Shogi (将棋) is a Japanese variant of the chess family of games. Commonly it’s referred to in the West as “Japanese chess”. The direct ancestor of shogi is believed to be the Chinese xiang qi that was brought to Japan by ancient Japanese official diplomatic delegations in the 8th century, and the game became localized since then. Old shogi pieces excavated at a detached palace dating from the middle ages shows that the rules became quite similar to the current style by the 14th century. The rules codified in 1636 are the same as those we play nowadays.
The game involves two players using 20 pieces each to checkmate (ie: trap) the opponent’s king piece on a 9 x 9 squares board. What makes shogi unique amongst its brother chess games is the “drop” or “parachute” rule. This move allows a player to deploy and control pieces that were captured from an opponent in previous turns. The promotion rule in shogi is also more strategic than in regular chess.
About this workshop
Led by Christopher Adams and Shuma Matsumoto, members of the Sydney Shogi Club, this workshop is for children aged 6 and above, as well as adults who have little or no experience in playing shogi. While knowledge of Western chess rules is an advantage, it is not necessary.

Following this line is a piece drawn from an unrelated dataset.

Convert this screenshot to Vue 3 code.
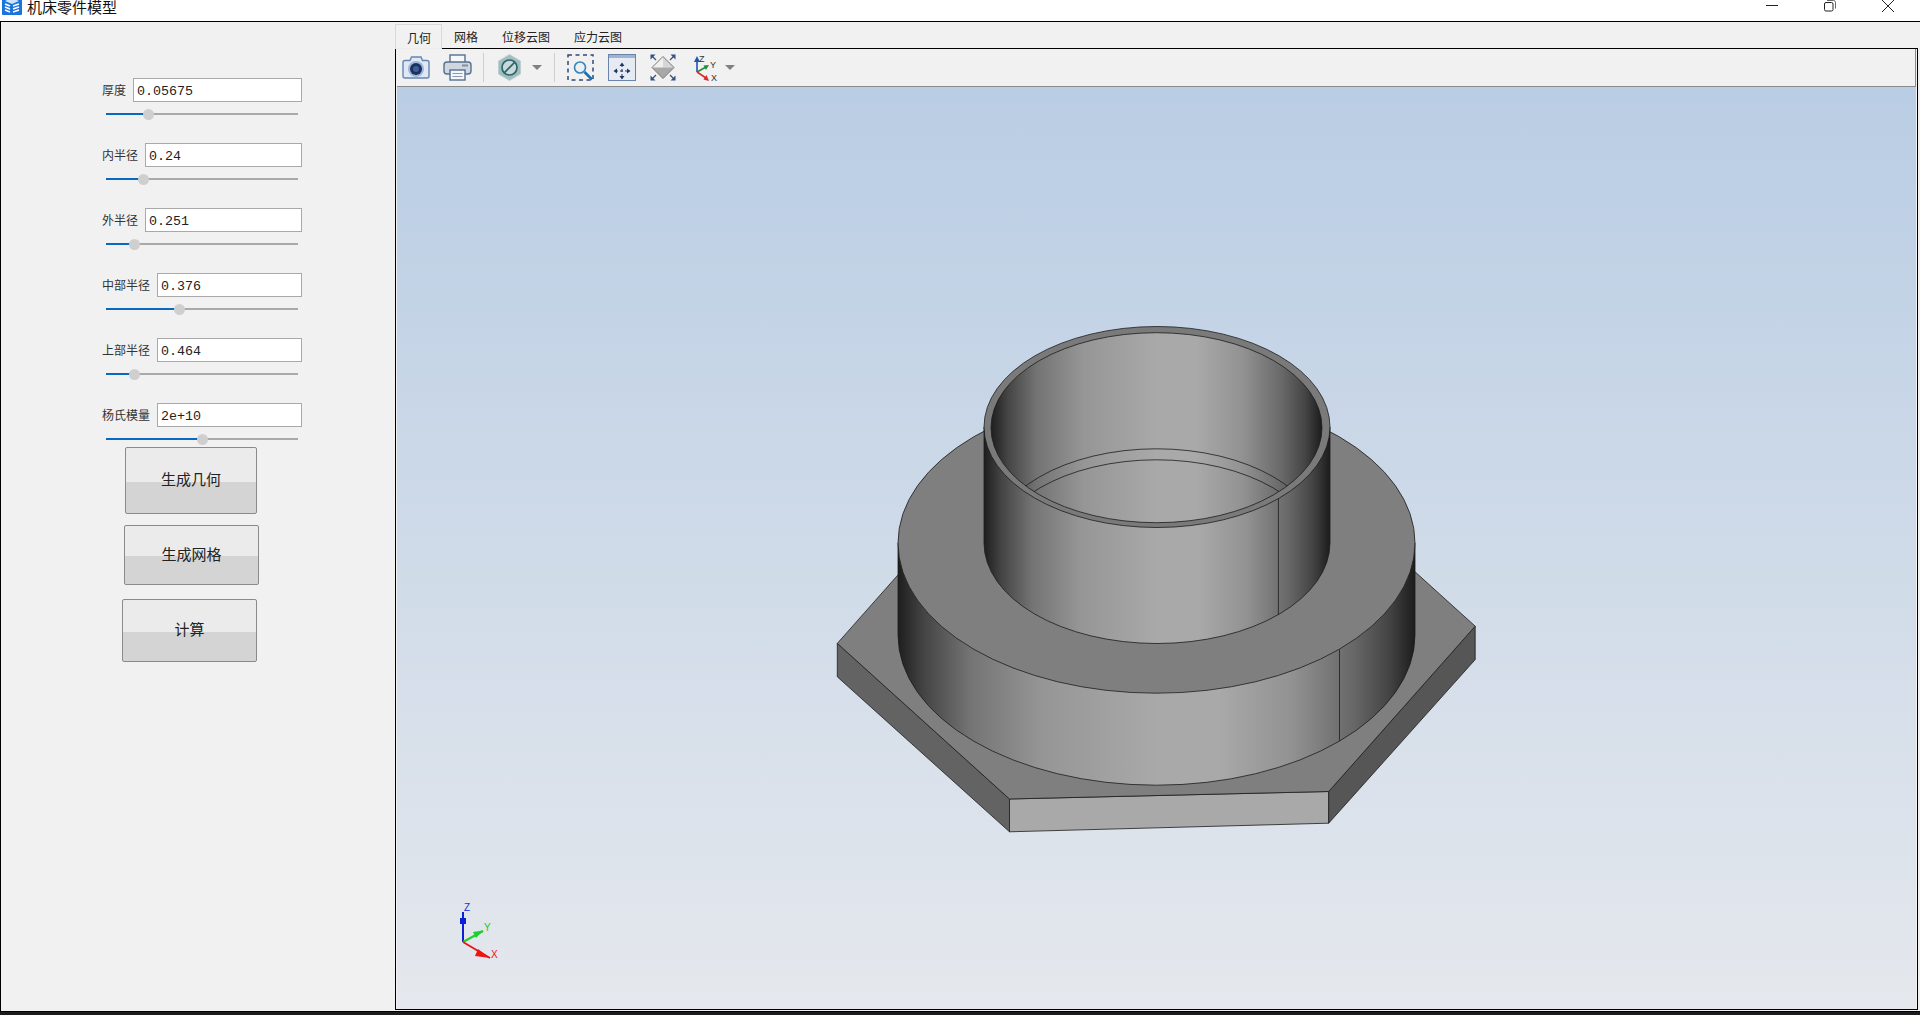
<template>
    <div class="window">
        <header class="titlebar">
            <svg class="app-icon" viewBox="0 0 20 20" width="20" height="20">
                <rect width="20" height="20" rx="1" fill="#1b74dc" />
                <path d="M3 6 L10 3 L17 6 L10 9 Z" fill="#cfe3fa" />
                <path d="M3 9 L8 11 M3 12 L8 14 M3 15 L8 17 M11 11 L17 9 M11 14 L17 12 M11 17 L17 15" stroke="#fff" stroke-width="1.6" fill="none" />
            </svg>
            <span class="title">机床零件模型</span>
            <div class="win-controls">
                <span class="win-btn">
                    <svg viewBox="0 0 12 12" width="12" height="12"><path d="M0 5.5 H12" stroke="#222" fill="none" /></svg>
                </span>
                <span class="win-btn">
                    <svg viewBox="0 0 12 12" width="12" height="12"><rect x="0.5" y="2.5" width="8.5" height="8.5" rx="1.5" stroke="#222" fill="none" /><path d="M3 0.5 H9.5 Q11.5 0.5 11.5 2.5 V8.5" stroke="#666" fill="none" /></svg>
                </span>
                <span class="win-btn">
                    <svg viewBox="0 0 12 12" width="12" height="12"><path d="M0 0 L12 12 M12 0 L0 12" stroke="#222" fill="none" /></svg>
                </span>
            </div>
        </header>

        <main class="main">
            <aside class="side">
                <div v-for="f in fields" :key="f.label" class="field">
                    <div class="field-row">
                        <label class="field-label">{{ f.label }}</label>
                        <input class="field-input" type="text" :value="f.value" />
                    </div>
                    <div class="slider">
                        <div class="slider-fill" :style="{ width: f.pos + '%' }"></div>
                        <div class="slider-thumb" :style="{ left: f.pos + '%' }"></div>
                    </div>
                </div>
                <button class="action action-geom">生成几何</button>
                <button class="action action-mesh">生成网格</button>
                <button class="action action-calc">计算</button>
            </aside>

            <section class="work">
                <nav class="tabs">
                    <span v-for="(t, i) in tabs" :key="t" class="tab" :class="{ active: i === 0 }">{{ t }}</span>
                </nav>
                <div class="panel">
                    <div class="toolbar">
                        <!-- camera -->
                        <svg class="tool t-camera" width="28" height="23" viewBox="0 0 28 23">
                            <path d="M1 6.5 Q1 4.5 3 4.5 H8 L9.5 1 H19 L20.5 4.5 H25 Q27 4.5 27 6.5 V20 Q27 22 25 22 H3 Q1 22 1 20 Z" fill="#dfe8f4" stroke="#6585b3" stroke-width="1.4" />
                            <circle cx="14" cy="13" r="8" fill="#9fb6d8" />
                            <circle cx="14" cy="13" r="6" fill="#1b3161" />
                            <circle cx="14" cy="13" r="3" fill="#3f5f98" />
                        </svg>
                        <!-- printer -->
                        <svg class="tool t-printer" width="29" height="27" viewBox="0 0 29 27">
                            <rect x="7" y="1" width="15" height="8" fill="#f4f6f9" stroke="#56708f" stroke-width="1.4" />
                            <rect x="1" y="8" width="27" height="12" rx="3" fill="#cfd6df" stroke="#56708f" stroke-width="1.4" />
                            <rect x="19" y="10.5" width="6" height="2" fill="#7f8fa5" />
                            <rect x="7" y="16" width="15" height="10" fill="#f4f6f9" stroke="#56708f" stroke-width="1.4" />
                            <path d="M9.5 19.5 H19.5 M9.5 22.5 H19.5" stroke="#8a9ab0" />
                        </svg>
                        <span class="tool t-sep1 sep"></span>
                        <!-- display mode -->
                        <svg class="tool t-hex" width="23" height="27" viewBox="0 0 23 27">
                            <path d="M11.5 0.5 L22.5 7 V20 L11.5 26.5 L0.5 20 V7 Z" fill="#a3bdbd" stroke="#bdd0d0" />
                            <circle cx="11.5" cy="13.5" r="7.5" fill="#c9d8d8" stroke="#2a6670" stroke-width="1.7" />
                            <path d="M6.4 18.6 L16.6 8.4" stroke="#2a6670" stroke-width="1.7" />
                        </svg>
                        <svg class="tool t-arrow1" width="10" height="5" viewBox="0 0 10 5"><path d="M0 0 H10 L5 5 Z" fill="#808080" /></svg>
                        <span class="tool t-sep2 sep"></span>
                        <!-- zoom box -->
                        <svg class="tool t-zoom" width="27" height="27" viewBox="0 0 27 27">
                            <rect x="1" y="1" width="25" height="25" fill="none" stroke="#2f4a78" stroke-width="1.5" stroke-dasharray="4 3.5" />
                            <circle cx="13" cy="13.5" r="5.5" fill="#e8f0f8" stroke="#3a83b8" stroke-width="1.6" />
                            <path d="M17.5 18 L25 25.5" stroke="#1b6fb0" stroke-width="2.6" />
                        </svg>
                        <!-- fit all -->
                        <svg class="tool t-fit" width="28" height="27" viewBox="0 0 28 27">
                            <rect x="0.5" y="0.5" width="27" height="26" fill="#e6ebf3" stroke="#6a83ad" />
                            <rect x="1" y="1" width="26" height="3" fill="#9fb3d0" />
                            <path d="M14 10 V24 M7 17 H21" stroke="#1f3560" stroke-dasharray="3 2" />
                            <path d="M14 8.5 L11.5 12 H16.5 Z M14 25.5 L11.5 22 H16.5 Z M5.5 17 L9 14.5 V19.5 Z M22.5 17 L19 14.5 V19.5 Z" fill="#1f3560" />
                        </svg>
                        <!-- iso view -->
                        <svg class="tool t-diamond" width="26" height="27" viewBox="0 0 26 27">
                            <path d="M13 2.5 L24 13.5 H2 Z" fill="#f0f0f0" />
                            <path d="M13 2.5 L24 13.5 H13 Z" fill="#d6d6d6" />
                            <path d="M2 13.5 H24 L13 24.5 Z" fill="#a8a8a8" />
                            <path d="M13 2.5 L24 13.5 L13 24.5 L2 13.5 Z" fill="none" stroke="#777" />
                            <path d="M0.5 0.5 H5.5 L0.5 5.5 Z M25.5 0.5 H20.5 L25.5 5.5 Z M0.5 26.5 H5.5 L0.5 21.5 Z M25.5 26.5 H20.5 L25.5 21.5 Z" fill="#33527f" />
                            <path d="M2 2 L6 6 M24 2 L20 6 M2 25 L6 21 M24 25 L20 21" stroke="#33527f" stroke-width="1.2" />
                        </svg>
                        <!-- axes -->
                        <svg class="tool t-axes" width="32" height="28" viewBox="0 0 32 28">
                            <path d="M4 18 V6" stroke="#1f55b5" stroke-width="1.6" />
                            <path d="M4 2 L1 8 H7 Z" fill="#1f55b5" />
                            <path d="M4 18 L13 13" stroke="#1f8f3a" stroke-width="1.6" />
                            <path d="M16 11 L10.5 11.5 L13 16 Z" fill="#1f8f3a" />
                            <path d="M4 18 L13 24" stroke="#d92b2b" stroke-width="1.6" />
                            <path d="M16 27 L10.5 25.5 L13.5 21 Z" fill="#d92b2b" />
                            <text x="6" y="8" class="axis-text">Z</text>
                            <text x="17" y="14" class="axis-text">Y</text>
                            <text x="18" y="27" class="axis-text">X</text>
                        </svg>
                        <svg class="tool t-arrow2" width="10" height="5" viewBox="0 0 10 5"><path d="M0 0 H10 L5 5 Z" fill="#808080" /></svg>
                    </div>

                    <div class="viewport">
                        <svg class="scene" viewBox="397 87 1519 922">
                            <defs>
                                <linearGradient id="cyl" x1="0" x2="1" y1="0" y2="0">
                                    <stop offset="0" stop-color="#1e1e1e" />
                                    <stop offset="0.05" stop-color="#444" />
                                    <stop offset="0.14" stop-color="#747474" />
                                    <stop offset="0.28" stop-color="#969696" />
                                    <stop offset="0.5" stop-color="#a9a9a9" />
                                    <stop offset="0.62" stop-color="#a9a9a9" />
                                    <stop offset="0.76" stop-color="#929292" />
                                    <stop offset="0.88" stop-color="#686868" />
                                    <stop offset="0.95" stop-color="#444" />
                                    <stop offset="1" stop-color="#1c1c1c" />
                                </linearGradient>
                                <clipPath id="bore">
                                    <ellipse cx="1156.5" cy="427.7" rx="165.5" ry="95" />
                                </clipPath>
                            </defs>

                            <!-- hex base -->
                            <g stroke="#1c1c1c" stroke-width="0.8" stroke-linejoin="round">
                                <polygon points="837.3,643.4 1009.5,799 1009.5,831.8 837.3,676.8" fill="#636363" />
                                <polygon points="1009.5,799 1328.7,791.5 1328.7,823.2 1009.5,831.8" fill="#a9a9a9" />
                                <polygon points="1328.7,791.5 1475.2,626.2 1475.2,659.6 1328.7,823.2" fill="#565656" />
                                <polygon points="837.3,643.4 983.8,478.1 1303,470.6 1475.2,626.2 1328.7,791.5 1009.5,799" fill="#7f7f7f" />

                                <!-- middle disc -->
                                <path d="M898 543 V635 A258.5 150.2 0 0 0 1415 635 V543 Z" fill="url(#cyl)" />
                                <path d="M1339.5 649.3 V741" fill="none" />
                                <ellipse cx="1156.5" cy="543" rx="258.5" ry="150.2" fill="#7f7f7f" />

                                <!-- upper tube -->
                                <path d="M984 427 V543 A173 100.5 0 0 0 1330 543 V427 Z" fill="url(#cyl)" />
                                <path d="M1278.4 498.5 V614.6" fill="none" />
                                <ellipse cx="1157" cy="427" rx="173" ry="100.5" fill="#7a7a7a" />
                                <ellipse cx="1156.5" cy="427.7" rx="165.5" ry="95" fill="url(#cyl)" />
                                <g clip-path="url(#bore)" fill="none">
                                    <ellipse cx="1156.5" cy="544.8" rx="165.5" ry="96" />
                                    <ellipse cx="1156.5" cy="555.8" rx="165" ry="96" />
                                </g>
                            </g>

                            <!-- triad -->
                            <g class="triad">
                                <path d="M463 942 V912" stroke="#0a1fd6" stroke-width="2" />
                                <rect x="460" y="918" width="6" height="6" fill="#0a1fd6" />
                                <path d="M463 942 L483 931" stroke="#19d12a" stroke-width="2" />
                                <path d="M483 930.5 L473 932 L476 938 Z" fill="#19d12a" />
                                <path d="M463 942 L490 958" stroke="#ec1414" stroke-width="2" />
                                <path d="M490 958 L478 949 L475 956 Z" fill="#ec1414" />
                                <text x="464" y="911" class="triad-text" fill="#1a2fe0">Z</text>
                                <text x="484" y="931" class="triad-text" fill="#19c92a">Y</text>
                                <text x="491" y="958" class="triad-text" fill="#ec1414">X</text>
                            </g>
                        </svg>
                    </div>
                </div>
            </section>
        </main>
        <div class="taskbar-edge"></div>
    </div>
</template>

<script setup>
const fields = [
    { label: '厚度', value: '0.05675', pos: 21.9 },
    { label: '内半径', value: '0.24', pos: 19.3 },
    { label: '外半径', value: '0.251', pos: 14.6 },
    { label: '中部半径', value: '0.376', pos: 38.5 },
    { label: '上部半径', value: '0.464', pos: 15.1 },
    { label: '杨氏模量', value: '2e+10', pos: 50.5 }
]
const tabs = ['几何', '网格', '位移云图', '应力云图']
</script>

<style>
html,
body {
    margin: 0;
    height: 1015px;
    overflow: hidden;
    background: #f0f0f0;
}
</style>

<style scoped>
.window {
    height: 1015px;
    display: flex;
    flex-direction: column;
    font-family: 'Noto Sans CJK SC', 'Liberation Sans', sans-serif;
    color: #222;
}

.titlebar {
    height: 21px;
    flex: none;
    display: flex;
    align-items: flex-start;
    background: #fff;
    overflow: hidden;
}
.app-icon {
    margin: -5px 0 0 2px;
    flex: none;
}
.title {
    margin: -4px 0 0 5px;
    font-size: 15px;
    line-height: 22px;
    color: #111;
}
.win-controls {
    margin-left: auto;
    margin-right: 3px;
    display: flex;
}
.win-btn {
    width: 58px;
    display: flex;
    justify-content: center;
}

.main {
    flex: 1;
    min-height: 0;
    display: flex;
    border-top: 1px solid #000;
    border-left: 1px solid #000;
    background: #f1f1f1;
}

.side {
    width: 394px;
    flex: none;
    padding: 56px 0 0 101px;
    box-sizing: border-box;
}
.field {
    width: 200px;
    height: 42px;
    margin-bottom: 23px;
}
.field:nth-child(6) {
    margin-bottom: 0;
}
.field-row {
    display: flex;
    align-items: center;
    gap: 7px;
    height: 24px;
}
.field-label {
    font-size: 12px;
    line-height: 24px;
    color: #333;
    flex: none;
}
.field-input {
    flex: 1;
    min-width: 0;
    height: 24px;
    box-sizing: border-box;
    padding: 2px 3px 0;
    border: 1px solid #a9a9a9;
    background: #fff;
    font-family: 'Liberation Mono', monospace;
    font-size: 13.33px;
    color: #222;
    outline: none;
}

.slider {
    position: relative;
    width: 192px;
    height: 2px;
    margin: 11px 0 0 4px;
    background: #a9a9a9;
}
.slider-fill {
    height: 100%;
    background: #0a69bf;
}
.slider-thumb {
    position: absolute;
    top: -4.5px;
    width: 11px;
    height: 11px;
    margin-left: -5.5px;
    border-radius: 50%;
    background: #cfcfcf;
}

.action {
    display: block;
    box-sizing: border-box;
    padding: 0 0 4px;
    border: 1px solid #8a8a8a;
    border-radius: 2px;
    background: linear-gradient(#ebebeb 0 52%, #d4d4d4 52% 100%);
    font-family: inherit;
    font-size: 15px;
    color: #222;
}
.action-geom {
    width: 132px;
    height: 67px;
    margin: 2px 0 0 23px;
}
.action-mesh {
    width: 135px;
    height: 60px;
    margin: 11px 0 0 22px;
}
.action-calc {
    width: 135px;
    height: 63px;
    margin: 14px 0 0 20px;
}

.work {
    flex: 1;
    min-width: 0;
    display: flex;
    flex-direction: column;
    margin-right: 2px;
    padding-bottom: 1px;
}
.tabs {
    height: 26px;
    flex: none;
    display: flex;
    align-items: flex-end;
}
.tab {
    position: relative;
    height: 24px;
    padding: 0 12px;
    box-sizing: border-box;
    font-size: 12px;
    line-height: 26px;
    color: #222;
    white-space: nowrap;
}
.tab.active {
    z-index: 1;
    width: 47px;
    height: 25px;
    margin-bottom: -1px;
    padding: 0 11px;
    border: 1px solid #d9d9d9;
    border-bottom-color: #ececec;
    background: #f1f1f1;
}
.panel {
    flex: 1;
    min-height: 0;
    display: flex;
    flex-direction: column;
    padding: 0 1px;
    border: 1px solid #000;
}
.toolbar {
    height: 38px;
    flex: none;
    box-sizing: border-box;
    display: flex;
    align-items: center;
    border-bottom: 1px solid #8a8a8a;
    border-right: 1px solid #8a8a8a;
}
.tool {
    flex: none;
    display: block;
}
.sep {
    width: 1px;
    height: 29px;
    background: #d0d0d0;
}
.t-camera { margin-left: 5px; }
.t-printer { margin-left: 13px; }
.t-sep1 { margin-left: 11px; }
.t-hex { margin-left: 14px; }
.t-arrow1 { margin-left: 11px; }
.t-sep2 { margin-left: 12px; }
.t-zoom { margin-left: 12px; }
.t-fit { margin-left: 14px; }
.t-diamond { margin-left: 14px; }
.t-axes { margin-left: 17px; }
.t-arrow2 { margin-left: 0; }
.axis-text {
    font-family: 'Liberation Sans', sans-serif;
    font-size: 9px;
    fill: #333;
}

.viewport {
    flex: 1;
    min-height: 0;
    background: linear-gradient(#b9cde4, #e5e8ed);
}
.scene {
    display: block;
    width: 100%;
    height: 100%;
}
.triad-text {
    font-family: 'Liberation Sans', sans-serif;
    font-size: 10px;
}

.taskbar-edge {
    height: 4px;
    flex: none;
    box-sizing: border-box;
    border-top: 1px solid #000;
    background: #1c1c1c;
}
</style>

In the first hour, you will learn shogi rules and do some tsume-shogi (詰将棋) which are exercises in finding the shortest moves to a checkmate. Playing an actual game with another participant will happen in the second hour. Instructions will be given in English, however, Japanese-language assistance will be also available throughout the sessions.
About Christopher Adams
Christopher Adams is a regular member of the Sydney Shogi Club. Born in Australia Chris learned chess at a young age and experimented with different variants during high school including Thai chess, checkers & igo. Chris learned about shogi later in life at the age of 25 and was enamored with the “Drop Rule”, castles & overall complexity of the game. Soon after, he joined the Sydney Shogi Club with a very basic understanding of the game and an imported beginners set. Almost a year later Chris attained 4-kyu (a player skill grading) and all members were quite invigorated by his improvement. Currently he enjoys playing and teaching to kids in the club in order to expand shogi Australia wide. His favourite shogi piece is 玉 (the king).
About Shuma Matsumoto
Shuma Matsumoto is the organizer of the Sydney Shogi Club. Born and raised in Japan Shuma moved to Australia at the age of 19. Shuma played shogi often as a child with his friends and uncle to great success but struggled to win against his father, that was until highschool where after many years of attempts Shuma was able to win a game against his father. After moving to Australia Shuma soon discovered that here shogi was an extremely niche activity and found very few opportunities to play. For nearly 10 years during which Shuma graduated Uni & began working in the IT industry he slowly began playing shogi again. He started by posting ads online searching for people interested in playing/learning shogi and thus began the Sydney Shogi Club. Now the Sydney Shogi Club has more than 30 members playing in person and via apps. This year the Sydney Shogi Club achieved two milestones in receiving an offer to teach shogi to Japanese Children and in joining the World Shogi League. His favourite shogi piece is 飛車 (the rook).
June 30, 2018 (Saturday)
Morning Session: 10am-12pm
Afternoon Session: 2pm-4pm
Both sessions cover the same content.
The Japan Foundation, Sydney
Level 4, Central Park
Chippendale NSW 2008
Free. Limited capacity; RSVPs essential.
Children aged 12 or younger must be accompanied at all times by an adult guardian.